La fourgonnette louvoie sur la route départementale 911, traversant l’Aveyron du sud vers le nord. Le modèle du véhicule est le plus banal qui soit. Son itinéraire évite soigneusement les grands axes routiers. Son chargement est composé de quelques cartons et sacs-poubelle. Le voyage se déroulait sans anicroche, ce 19 janvier, jusqu’à ce qu’une patrouille en uniforme fasse signe au conducteur de se ranger sur le bas-côté. Contrôle douanier inopiné.
Chargé en Espagne, à destination des Pays-Bas, le contenu monochrome des cartons ne laisse guère place au doute. Ces fins cristaux blancs, affichant 613 kg sur la balance, alimentent un réseau de trafic de drogue… Mais il ne s’agit pourtant pas de cocaïne. Les premiers tests chimiques indiquent une réaction au PCP (phéncyclidine, un psychotrope hallucinogène), à la kétamine et aux « sels de bain ».
Envoyée d’urgence à un laboratoire spécialisé situé à Marseille, la poudre révèle son identité le lendemain. Cathinone de synthèse, un dérivé de feuilles de khat – un arbuste africain aux effets stimulants. La plus populaire parmi les « nouvelles substances psychoactives » (NSP), aussi appelées « nouveaux produits de synthèse » (NPS), ces drogues produites en laboratoire qui dérivent par modification chimique de drogues classiques ou de médicaments. Valeur estimée du butin : 9 195 000 euros.
Début juin, c’est au tour de la garde civile espagnole de faire une autre découverte : 3,2 tonnes de cathinone de synthèse sont saisies dans le port de Barcelone, représentant une valeur marchande de 61 millions d’euros.
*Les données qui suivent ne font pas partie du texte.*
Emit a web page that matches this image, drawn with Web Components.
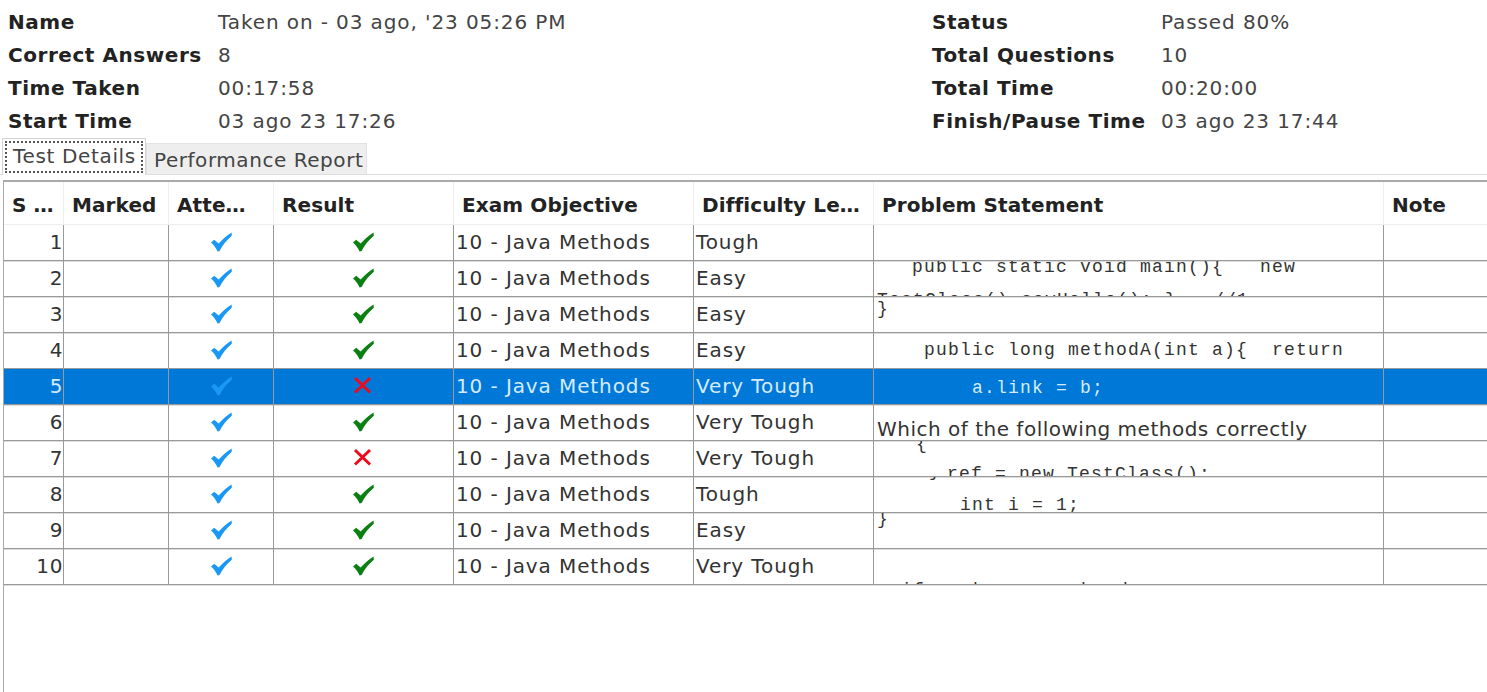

Jamais saisie de NSP n’avait été si importante en Europe, où ces drogues alimentent un marché émergent, sous haute surveillance.
« Course aux molécules »
« Chez les NPS, deux grandes familles sont particulièrement sous surveillance en France : les cathinones de synthèse – notamment la 3-MMC – et les cannabinoïdes de synthèse, en raison de leur diffusion croissante sur le territoire », indiquent Sabrina Cherki et Michel Gandilhon, chargés d’études à l’Observatoire français des drogues et des tendances addictives. Ils précisent que, en 2017, 3,8 % des jeunes de 17 ans déclaraient en avoir déjà consommé – sans pour autant savoir identifier le type de NPS consommé –, contre 1,9 % en 2014.
« Spice Diamond », « Yucatan Fire », ou « Chill X », les noms rivalisent d’originalité
Plutôt que les dénominations scientifiques absconses, les consommateurs sont davantage familiers des noms commerciaux plus vendeurs, associés à des offres promotionnelles accessibles en quelques clics sur Internet et le dark Net et payables en bitcoins. « Spice Diamond », « Yucatan Fire », ou « Chill X », les noms rivalisent d’originalité. Le Buddha blue, ou « Pète ton crâne », est le cannabis de synthèse qui a sans doute connu le plus grand retentissement médiatique en France. Identifié en 2013, il a été repéré depuis dans plusieurs établissements scolaires, d’abord en Normandie puis dans les Hautes-Pyrénées, sous la forme de liquide à vapoter.